Happiest place on Earth
For those of you who follow me on social media, you know that I took last week off to gallivant around Orlando with my friend Amy. She convinced me to join her on a very scary looking roller coaster, where the pre-pubescent attendant actually made me shove all of my belongings in a locker so my family would have something to remember me by in case my body went hurling through the air, landing somewhere near the Island Adventure section of the park.
I rode it twice. And looked like this after collecting my belongings from the locker.
Those of you who are hard core will question my loyalties to Disney, wondering why I would even waste my time at “the other park” in Orlando.
1. It has Harry Potter. Where else am I supposed to get a wand?
2. It has really fast roller coasters.
Let the record show that my first love will always be Disney World. I collected anything Mickey Mouse as a young girl. I watched every Disney movie. I was able to go on my first trip to Disney World when I was in sixth grade. I dressed up as Walt at my junior high “what do you want to be when you grow up” career day. I longed to be on the new Mickey Mouse Club.
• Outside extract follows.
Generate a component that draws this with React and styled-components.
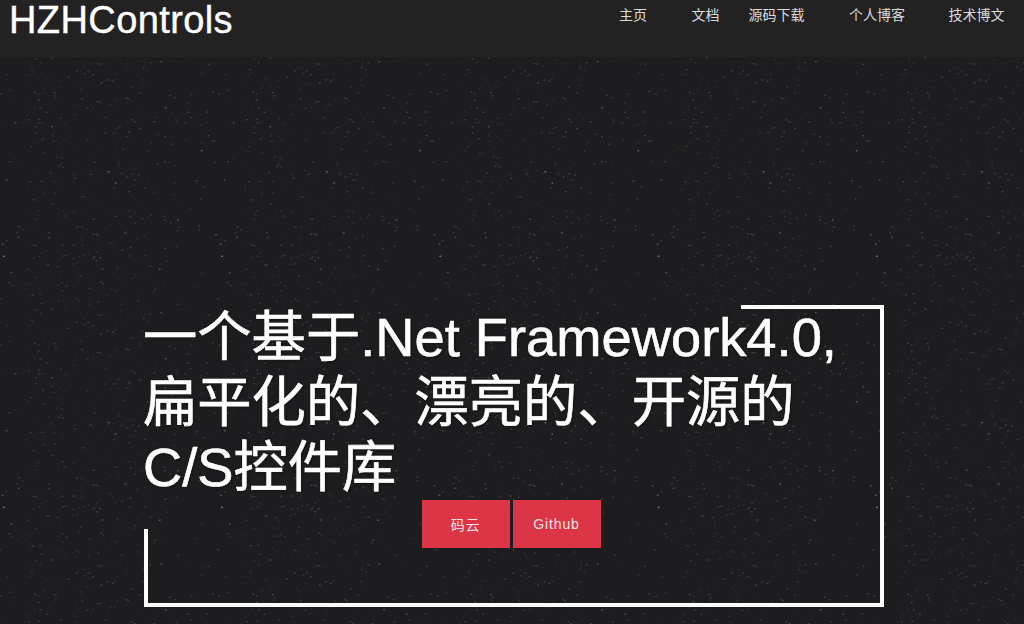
import React from "react";
import styled, { createGlobalStyle } from "styled-components";

const GlobalStyle = createGlobalStyle`
  body { margin: 0; background: #1d1d1f; overflow: hidden; }
  *, *::before, *::after { box-sizing: border-box; }
`;

const Page = styled.div`
  position: relative;
  display: flex;
  flex-direction: column;
  height: 624px;
  overflow: hidden;
  isolation: isolate;
  background: #1d1d1f;
  color: #fff;
  font-family: "Liberation Sans", "Noto Sans CJK SC", sans-serif;
`;

const Texture = styled.svg`
  position: absolute;
  inset: 0;
  width: 100%;
  height: 100%;
  z-index: -1;
`;

const Header = styled.header`
  display: flex;
  justify-content: space-between;
  height: 57px;
  flex: none;
  padding: 0 19.5px 0 9px;
  background: #222;
`;

const Brand = styled.a`
  font-size: 38px;
  line-height: 40px;
  letter-spacing: 0.4px;
  white-space: nowrap;
  -webkit-text-stroke: 0.4px #fff;
`;

const Nav = styled.nav`
  display: flex;
  padding-top: 5px;
`;

const NavLink = styled.a`
  margin-left: ${(p) => p.$gap}px;
  font-size: 14px;
  line-height: 20px;
  color: #dcdcdc;
  white-space: nowrap;
`;

const Hero = styled.main`
  position: relative;
  width: 740px;
  height: 302px;
  margin: 248px 0 0 143.5px;
  &::before {
    content: "";
    position: absolute;
    top: 0;
    right: 0;
    width: 143px;
    height: 302px;
    border: solid #fff;
    border-width: 4px 4px 0 0;
  }
  &::after {
    content: "";
    position: absolute;
    left: 0;
    bottom: 0;
    width: 740px;
    height: 78px;
    border: solid #fff;
    border-width: 0 0 4px 4px;
  }
`;

const Title = styled.h1`
  margin: 0 0 0 -0.5px;
  font-size: 54.3px;
  font-weight: 400;
  line-height: 65px;
  white-space: nowrap;
  -webkit-text-stroke: 0.6px #fff;
  text-shadow: 1px 1px 3px rgba(0, 0, 0, 0.4);
`;

const Line = styled.span`
  display: block;
  height: 65px;
`;

const Actions = styled.div`
  position: relative;
  z-index: 1;
  display: flex;
  gap: 3px;
  padding: 0 0 0 278px;
`;

const Button = styled.a`
  display: flex;
  align-items: center;
  justify-content: center;
  width: 88px;
  height: 48px;
  background: #dc3545;
  color: #f8e4e6;
  font-size: 14px;
  letter-spacing: 0.85px;
`;

/* Bright specks of one texture tile: x, y, opacity in percent. */
const specks = [
  [91,6,25],[43,9,18],[56,20,15],[31,41,18],[165,45,22],[200,45,20],[190,53,18],[214,56,24],[238,24,22],[230,23,15],
  [141,64,25],[239,81,28],[258,72,25],[273,76,28],[281,69,14],[363,72,16],[332,92,22],[366,35,20],[386,20,20],[378,42,12],
  [418,17,34],[560,25,20],[612,56,14],[541,52,16],[40,109,24],[50,114,18],[98,110,24],[102,119,18],[102,127,14],[51,132,18],
  [178,102,16],[182,129,18],[196,156,15],[228,137,24],[236,137,20],[267,146,16],[314,125,20],[320,128,20],[355,111,18],[445,118,22],
  [460,125,20],[510,115,18],[573,107,24],[593,115,22],[620,103,15],[432,155,38],[500,140,22],[500,169,28],[557,168,22],[56,156,22],
  [75,169,24],[21,191,20],[52,190,22],[52,200,18],[43,212,22],[43,230,24],[62,200,16],[91,212,34],[118,187,17],[158,175,14],
  [130,202,12],[252,186,20],[330,191,22],[339,197,25],[398,197,26],[356,218,24],[464,192,18],[467,201,15],[491,200,18],[508,185,18],
  [538,207,18],[554,198,14],[636,200,30],[250,231,15],[275,231,20],[294,215,20],[323,228,22],[314,242,18],[285,218,13],[431,242,24],
  [414,235,14],[560,239,28],[495,253,14],[572,255,24],[579,255,22],[540,284,40],[540,260,12],[452,265,18],[63,249,20],[96,256,18],
  [92,237,15],[127,252,13],[198,253,16],[304,280,20],[379,284,22],[388,260,13],[29,272,20],[65,291,14],[106,303,17],[120,306,16],
  [112,331,22],[118,325,14],[124,333,22],[219,318,18],[291,318,15],[292,327,14],[408,323,18],[431,317,22],[441,318,14],[580,318,16],
  [619,317,25],[87,351,22],[208,354,24],[261,347,50],[316,363,26],[300,351,17],[333,354,24],[351,357,24],[340,371,26],[160,367,22],
  [157,355,14],[26,377,22],[58,376,16],[66,377,15],[99,377,12],[282,381,46],[278,397,18],[322,407,25],[369,397,22],[398,409,14],
  [459,382,16],[525,374,22],[609,371,30],[549,392,18],[537,429,22],[456,416,14],[100,412,18],[65,413,16],[39,431,16],[92,444,26],
  [188,422,19],[180,422,15],[33,432,13],[123,465,18],[130,480,20],[155,467,16],[282,481,24],[323,465,15],[326,483,20],[340,471,13],
  [362,489,18],[340,501,18],[388,477,22],[428,481,20],[430,492,22],[447,502,17],[469,491,36],[472,514,20],[467,524,16],[532,509,22],
  [532,521,18],[508,457,12],[42,490,16],[50,466,14],[216,490,28],[166,514,18],[181,514,14],[3,521,16],[81,530,22],[83,545,26],
  [214,535,20],[224,534,18],[230,538,22],[311,531,40],[347,548,16],[369,541,16],[268,562,15],[301,582,22],[327,574,23],[431,577,26],
  [464,571,20],[583,536,34],[598,565,42],[601,601,64],[609,554,20],[648,513,24],[641,530,20],[646,544,34],[36,568,22],[43,569,22],
  [123,568,20],[156,567,26],[182,571,14],[61,590,14],[53,601,17],[37,605,13],[125,600,20],[133,598,22],[187,597,17],[201,594,14],
  [226,588,22],[218,602,20],[235,605,28],[225,614,27],[215,607,20],[155,607,18],[173,604,13],[80,627,25],[74,627,14],[108,632,20],
  [152,625,15],[166,622,17],[242,639,30],[287,637,17],[324,600,20],[371,599,20],[386,630,26],[414,640,40],[437,615,16],[624,650,34],
  [18,640,18],[177,661,18],[42,665,12],[121,681,18],[238,678,24],[245,684,20],[204,697,22],[135,690,18],[111,688,13],[123,705,13],
  [33,716,22],[55,714,16],[341,656,15],[401,700,26],[397,708,18],[541,654,12],[618,680,20],[626,690,15],[520,695,13],[280,703,15],
  [165,730,18],[60,742,20],[230,738,20],[350,735,18],[470,745,18],[590,728,20],[300,745,17],[110,735,15],
];

/* Fainter grain between the bright specks, from a small fixed-seed generator. */
const grain = (() => {
  let s = 41;
  const next = () => (s = (s * 16807) % 2147483647) / 2147483647;
  return Array.from({ length: 300 }, () => {
    const u = next();
    const x = u < 0.7 ? next() * 390 : next() * 655;
    return [x, next() * 753, 3 + next() * 6];
  });
})();

function Starfield() {
  return (
    <Texture aria-hidden="true">
      <defs>
        <pattern
          id="specks"
          width="218.3"
          height="251"
          patternUnits="userSpaceOnUse"
          patternTransform="translate(240 56)"
        >
          {[...specks, ...grain].map(([x, y, o], i) => (
            <ellipse key={i} cx={x / 3} cy={y / 3} rx="0.9" ry="0.75" fill="#fff" opacity={(o * 0.85) / 100} />
          ))}
        </pattern>
      </defs>
      <rect width="100%" height="100%" fill="url(#specks)" />
    </Texture>
  );
}

const links = [
  ["主页", 0],
  ["文档", 44.5],
  ["源码下载", 29],
  ["个人博客", 44.5],
  ["技术博文", 43.5],
];

export default function App() {
  return (
    <Page>
      <GlobalStyle />
      <Starfield />
      <Header>
        <Brand>HZHControls</Brand>
        <Nav>
          {links.map(([label, gap]) => (
            <NavLink key={label} $gap={gap}>{label}</NavLink>
          ))}
        </Nav>
      </Header>
      <Hero>
        <Title>
          <Line>一个基于.Net Framework4.0,</Line>
          <Line>扁平化的、漂亮的、开源的</Line>
          <Line>C/S控件库</Line>
        </Title>
        <Actions>
          <Button>码云</Button>
          <Button>Github</Button>
        </Actions>
      </Hero>
    </Page>
  );
}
And when my college professor looked me in the eye and asked me what I wanted to do with my life, I couldn’t help but blurt out that I wanted to work at Disney World. You can imagine the shock and amazement of a young girl from a tiny town in East Texas, when she received an acceptance letter for a six-month long fall internship at the happiest place on Earth.
People sometimes poke fun at how many times I have visited Disney World in my adult life. They don’t understand why I would want to go to the same place I’ve been before. Why wouldn’t I go to a beach or the mountains? Doesn’t it get old?
For me, Disney is woven into the tapestry of who I am as a person. As a young girl, it represented magical lands and handsome princes. When I got older, it represented adventure. We didn’t go on vacation. I didn’t have a passport. I could count on one hand how many times I had been outside of my own state. To even think about moving across the United States to work in place I had admired for more than half my life seemed unrealistic.
Until I got the letter.
Disney taught me to embrace the person God made me to be. I learned to be independent. I became bold and comfortable in front of an audience as a Jungle Cruise skipper. I became a better listener. I became a more patient person. I was a complete nerd and spent most days (even when I wasn’t on the clock) soaking up every inch of Disney property. I worked hard to secure my Ducktorate degree (yes that is a real thing) and as a result, I believe I landed more job interviews when I returned to the real world.
Disney World isn’t just a theme park to me. It’s a major tick on my timeline of life. And if I ever get a chance to return and take a boat ride through the jungles of the world, I will not hesitate. I owe it to the girl who proudly put on that monochromatic uniform 15 years ago. Because of her, I am who I am today.
Make sure to catch that 3:00 parade.
If you do catch it, let it go. It will drag you all the way to Main Street.